The report, Addressing California’s Emerging Teacher Shortage: An Analysis of Sources and Solutions, reviews the origins of the current situation, evaluates the factors that will determine future trends, and offers policy recommendations. The report is being released at the conference, “California's Emerging Teacher Shortage: New Evidence and Policy Responses,” co-sponsored by Policy Analysis for California Education (PACE), the Education Policy Center at the American Institutes for Research (AIR) and the Learning Policy Institute (LPI).

Linda Darling-Hammond, LPI President and CEO and the report’s lead author, notes that, “Our analysis shows California on a trajectory that, if left unchecked, will likely result in increased teacher shortages and greater inequities among students in different communities. This will seriously hamper the state’s effort to implement more challenging new learning standards. Teacher recruitment and retention strategies will be critical to stem the shortages and keep current state reforms on track.” Institute colleagues Roberta Furger, Patrick M. Shields, and Leib Sutcher are co-authors.

While shortages occur across a range of subject areas, the report finds the problem most acute in mathematics, science, and special education. For example, in the 2014-15 school year, districts projected a need for 4,500 special education teachers. But only 2,200 new special education credentials were issued. Across these subjects, there was a significant increase in the number of temporary permits, waivers, and intern credentials issued, meaning more students taught by under-prepared teachers.

In addition, low-income students of color and students with special needs are also disproportionately affected. According to California’s educator equity plan, in 2013-14 twice as many students in high-minority as in low-minority schools were being taught by a teacher who had not completed or even enrolled in a preparation program. Similar disparities existed in high-poverty schools.

“The students most affected by teacher shortages are the same ones the state has prioritized for increased funding through California’s new state funding formula,” points out Senior Writer Roberta Furger.

The report cites a number of factors driving the shortages. District hiring needs have more than doubled in the past four years alone, fueled largely by teacher attrition and schools’ efforts to reinstate staff positions eliminated during recent budget cuts. California has the highest student-teacher ratio in the nation.

Leib Sutcher, Research Assistant observes, “Just to return to pre-Great Recession levels, school districts in the state would need to hire 60,000 new teachers. Reducing the student-teacher ratios to the national average would require hiring a total of 135,000 additional teachers beyond the current teaching force of around 300,000.”

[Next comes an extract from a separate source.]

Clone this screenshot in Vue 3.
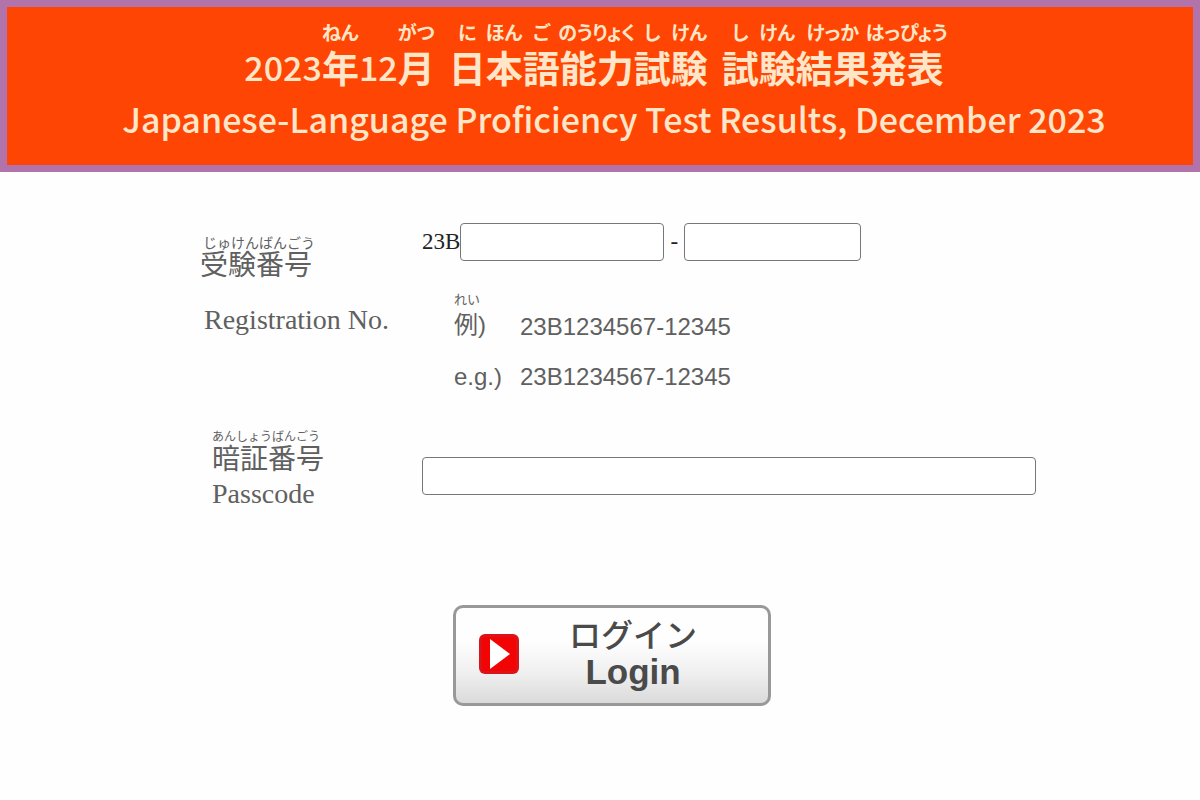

At the same time, the supply of new teachers is at a 12-year low. Enrollment in educator-preparation programs dropped more than 70 percent over the last decade and has fallen below the number of estimated hires by school districts around the state. Meanwhile, all of the state’s earlier programs to recruit teachers have disappeared in earlier budget cuts. Also, the desirability of teaching as a profession strongly influences whether young people or career switchers decide to enter the field. Only 5 percent of college-bound students in a recent survey were interested in pursuing a career in education, a decrease of 16 percent between 2010 and 2014.

The report concludes with recommendations for California policymakers to address the emerging teacher shortages. (See below.) Executive Director Patrick M. Shields states, “Our research suggests that restoring programs that worked, investing in teacher recruitment and training, and improving working conditions for school staff can increase the number and diversity of fully prepared teachers, increase retention, and improve outcomes for all of California’s students.”

Review the policy recommendations of the Addressing California's Emerging Teacher Shortage report:

  1. Reinstate the CalTeach program, which helped recruit teachers from colleges, other careers, and other states; provided them information about how to become credentialed; and directed them to preparation programs and districts so that entry into the profession was made simpler and more supported.
  2. Create incentives to attract diverse, talented individuals to teach in high-need locations and fields by funding candidates who prepare and teach in such schools and subject areas, as did two highly successful California programs: the Governor’s Teaching Fellowship and the Assumption Program of Loans for Education (APLE).
  3. Create innovative pipelines into teaching, such as high school career pathways and Grow-Your-Own teacher preparation models, which encourage and support young people and others to go into teaching in their own communities. These strategies are aligned with the research findings that many young people can be attracted to teaching early in life, and teachers prefer to teach near where they grew up and attended high school.
  4. Increase access to high-quality preparation programs that support teacher success in high-need districts and fields. California needs new approaches to training and recruitment to solve shortages in communities and fields that have longstanding challenges. In particular, innovative programs like teacher residencies are needed for training urban and rural teachers. New model programs that begin in the undergraduate years are also needed for preparing special educators.
  5. Ensure that all beginning teachers have access to a high-quality support and mentoring program that can reduce early attrition and enhance competence, such as is available through well-designed Beginning Teacher Support and Assessment (BTSA) programs.
  6. Provide incentives that support teachers’ ability to stay in or re-enter the profession through strategies like mortgage guarantees for housing, ease of credential renewal, streamlined reciprocity with other states, and opportunities to continue teaching and mentoring after retirement.
  7. Improve teaching conditions by supporting administrator training that enables principals to create productive teaching and learning environments.